One of us lives on the east coast. One of us lives on the west.

One of us lives in a rural community. One of us lives in a city.

Both of us wander. Both of us witness. Both of us write.

This is a record of what we find.

Thursday, January 13, 2011

Artistic Collaborations

Take a children’s book author, add a contemporary composer, a team of inventive puppeteers, a film maker, a famous stage director, a visionary stage designer and a world class clown and what do you get? A brilliant artistic collaboration where the sum is even greater than the combined talent of the accomplished individuals.

Last Wednesday my husband David, our daughter Zoe, and I headed across the Bay to the Berkeley Rep Theater to see Lemony Snicket’s The Composer is Dead. Originally commissioned by the San Francisco Symphony as a collaboration between author Lemony Snicket, and composer Nathaniel Stookey, it was first presented at Davies Symphony Hall with Daniel Handler (aka Lemony Snicket) narrating, and then later published as a picture book with recorded music.

Not content to leave it at a live symphonic performance and then a book, Snicket and Stookey approached Phantom Limb, the extraordinarily innovative puppeteers, to design life-sized humanoid/instrumental characters to play the members of a symphonic orchestra, and then collaborated with Tony Taccone of Berkeley Rep to help stage an adaptation for theater that would include interactive film and the brilliant theatrical clowning of Geoff Hoyle.

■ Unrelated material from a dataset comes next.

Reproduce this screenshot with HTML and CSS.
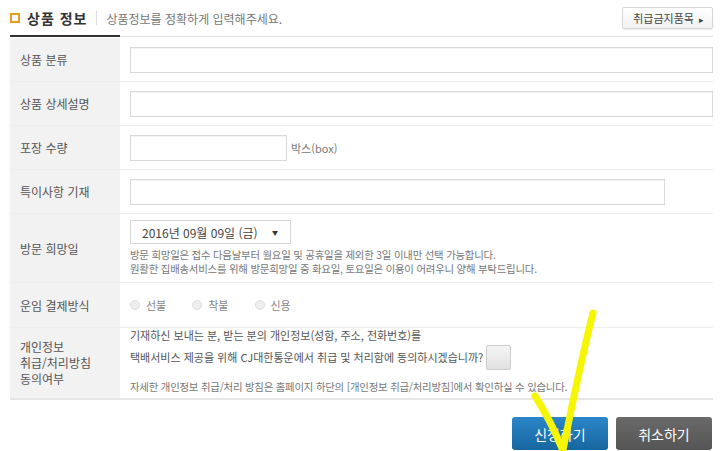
FILE: index.html
```html
<!DOCTYPE html>
<html lang="ko">
<head>
  <meta charset="UTF-8">
  <title>상품 정보</title>
  <link rel="stylesheet" href="styles.css">
</head>
<body>
  <div class="page">
    <div class="head">
      <h2 class="title"><span class="mark"></span>상품 정보</h2>
      <span class="sub">상품정보를 정확하게 입력해주세요.</span>
      <button class="ban-btn">취급금지품목 <span class="tri">▸</span></button>
    </div>

    <div class="form">
      <div class="row">
        <div class="label">상품 분류</div>
        <div class="cell"><input class="field full"></div>
      </div>
      <div class="row">
        <div class="label">상품 상세설명</div>
        <div class="cell"><input class="field full"></div>
      </div>
      <div class="row">
        <div class="label">포장 수량</div>
        <div class="cell"><input class="field short"><span class="unit">박스(box)</span></div>
      </div>
      <div class="row">
        <div class="label">특이사항 기재</div>
        <div class="cell"><input class="field wide"></div>
      </div>
      <div class="row tall">
        <div class="label">방문 희망일</div>
        <div class="cell stack">
          <div class="select">2016년 09월 09일 (금)<span class="arrow">▼</span></div>
          <p class="help">방문 희망일은 접수 다음날부터 월요일 및 공휴일을 제외한 3일 이내만 선택 가능합니다.<br>원활한 집배송서비스를 위해 방문희망일 중 화요일, 토요일은 이용이 어려우니 양해 부탁드립니다.</p>
        </div>
      </div>
      <div class="row pay">
        <div class="label">운임 결제방식</div>
        <div class="cell radios">
          <label><span class="radio"></span>선불</label>
          <label><span class="radio"></span>착불</label>
          <label><span class="radio"></span>신용</label>
        </div>
      </div>
      <div class="row privacy">
        <div class="label">개인정보<br>취급/처리방침<br>동의여부</div>
        <div class="cell stack">
          <p class="agree">기재하신 보내는 분, 받는 분의 개인정보(성함, 주소, 전화번호)를<br>택배서비스 제공을 위해 CJ대한통운에서 취급 및 처리함에 동의하시겠습니까?<span class="check"></span></p>
          <p class="help note">자세한 개인정보 취급/처리 방침은 홈페이지 하단의 [개인정보 취급/처리방침]에서 확인하실 수 있습니다.</p>
        </div>
      </div>
    </div>

    <div class="actions">
      <button class="btn submit">신청하기</button>
      <button class="btn cancel">취소하기</button>
    </div>

    <svg class="scribble" width="720" height="451" viewBox="0 0 720 451">
      <path d="M535 396 C544 410 554 428 563 451 M563 450 C571 410 581 360 593 313" fill="none" stroke="#f6f600" stroke-width="7" stroke-linecap="round"/>
    </svg>
  </div>
</body>
</html>
```

FILE: styles.css
```css
body {
  margin: 0;
  background: #fff;
  font-family: "Noto Sans CJK KR", "Noto Sans", sans-serif;
  color: #555;
}
.page {
  position: relative;
  width: 720px;
  height: 451px;
  overflow: hidden;
}
.head {
  display: flex;
  align-items: center;
  height: 36px;
  margin: 0 7px 0 10px;
  border-bottom: 1px solid #e2e2e2;
  position: relative;
}
.head::after {
  content: "";
  position: absolute;
  left: 0;
  bottom: -1px;
  width: 110px;
  height: 2px;
  background: #333;
}
.title {
  display: flex;
  align-items: center;
  margin: 0;
  font-size: 14px;
  font-weight: bold;
  color: #333;
  letter-spacing: 1px;
  padding-right: 9px;
  border-right: 1px solid #ddd;
  line-height: 14px;
}
.mark {
  width: 6px;
  height: 6px;
  border: 2px solid #e89a1e;
  margin-right: 7px;
}
.sub {
  margin-left: 9px;
  font-size: 12px;
  color: #777;
}
.ban-btn {
  margin-left: auto;
  height: 22px;
  padding: 0 8px 0 10px;
  border: 1px solid #d6d6d6;
  border-radius: 2px;
  background: linear-gradient(#fff, #f1f1f1);
  font-family: inherit;
  font-size: 11px;
  color: #444;
  box-shadow: 0 1px 1px rgba(0, 0, 0, 0.08);
}
.tri {
  font-size: 9px;
  margin-left: 2px;
}
.form {
  margin: 1px 7px 0 10px;
  border-bottom: 2px solid #e6e6e6;
}
.row {
  display: flex;
  height: 43px;
  border-bottom: 1px solid #ededed;
}
.row:last-child {
  border-bottom: none;
}
.label {
  width: 110px;
  flex-shrink: 0;
  box-sizing: border-box;
  padding-left: 10px;
  display: flex;
  align-items: center;
  background: #f2f2f2;
  font-size: 12px;
  color: #555;
}
.cell {
  flex: 1;
  display: flex;
  align-items: center;
  padding-left: 10px;
}
.field {
  height: 26px;
  box-sizing: border-box;
  border: 1px solid #d9d9d9;
  box-shadow: inset 0 1px 1px rgba(0, 0, 0, 0.05);
}
.full {
  width: 583px;
}
.short {
  width: 157px;
}
.wide {
  width: 535px;
}
.unit {
  margin-left: 4px;
  font-size: 11px;
  color: #777;
}
.tall {
  height: 68px;
}
.pay {
  height: 44px;
}
.stack {
  flex-direction: column;
  align-items: flex-start;
  justify-content: center;
}
.select {
  width: 161px;
  height: 24px;
  box-sizing: border-box;
  border: 1px solid #d6d6d6;
  padding-left: 11px;
  display: flex;
  align-items: center;
  font-size: 12px;
  color: #444;
}
.arrow {
  font-size: 6px;
  margin-left: auto;
  margin-right: 12px;
  color: #333;
}
.help {
  margin: 4px 0 0;
  font-size: 10.4px;
  line-height: 14px;
  color: #777;
  letter-spacing: -0.2px;
}
.radios {
  gap: 26px;
}
.radios label {
  display: flex;
  align-items: center;
  font-size: 11px;
  color: #888;
}
.radio {
  width: 8px;
  height: 8px;
  border: 1px solid #ddd;
  border-radius: 50%;
  background: #eee;
  margin-right: 6px;
}
.privacy {
  height: 70px;
}
.privacy .label {
  line-height: 16px;
}
.privacy .stack {
  justify-content: flex-start;
}
.agree {
  margin: -2px 0 0;
  font-size: 11px;
  line-height: 19px;
  color: #555;
}
.check {
  display: inline-block;
  width: 23px;
  height: 23px;
  margin-left: 3px;
  vertical-align: -8px;
  border: 1px solid #ccc;
  border-radius: 2px;
  background: linear-gradient(#f4f4f4, #e2e2e2);
}
.note {
  margin-top: 10px;
}
.actions {
  display: flex;
  justify-content: flex-end;
  gap: 8px;
  margin: 17px 8px 0 0;
}
.btn {
  width: 96px;
  height: 33px;
  border: none;
  border-radius: 3px;
  font-family: inherit;
  font-size: 14px;
  color: #fff;
}
.submit {
  background: linear-gradient(#2a86c9, #17669f);
}
.cancel {
  background: linear-gradient(#6a6a6a, #555);
}
.scribble {
  position: absolute;
  left: 0;
  top: 0;
  pointer-events: none;
}
```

The result was a hilarious and stunning theater experience with Hoyle interacting both with puppet characters in the film background and then with the actual puppets in a full sized orchestra pit against a lush and layered Victorian-style set. Hoyle twists his inspector’s mustache and constantly reminds the audience in a comic trill that they are experiencing “the magic of living, breathing theater.” Meant to be a joke on pretentiousness, the full comic effect is that it is also the undeniable truth. Gathering all of these talents and elements on one stage is truly magical and makes me hope to see many more artistic collaborations to come. It’s an exciting time to be an artist, whatever your medium might be, whether it’s words, notes, resin, paint, concepts or the human body. Perhaps we all should try a little collaboration this year and see what kinds of magic we can unleash.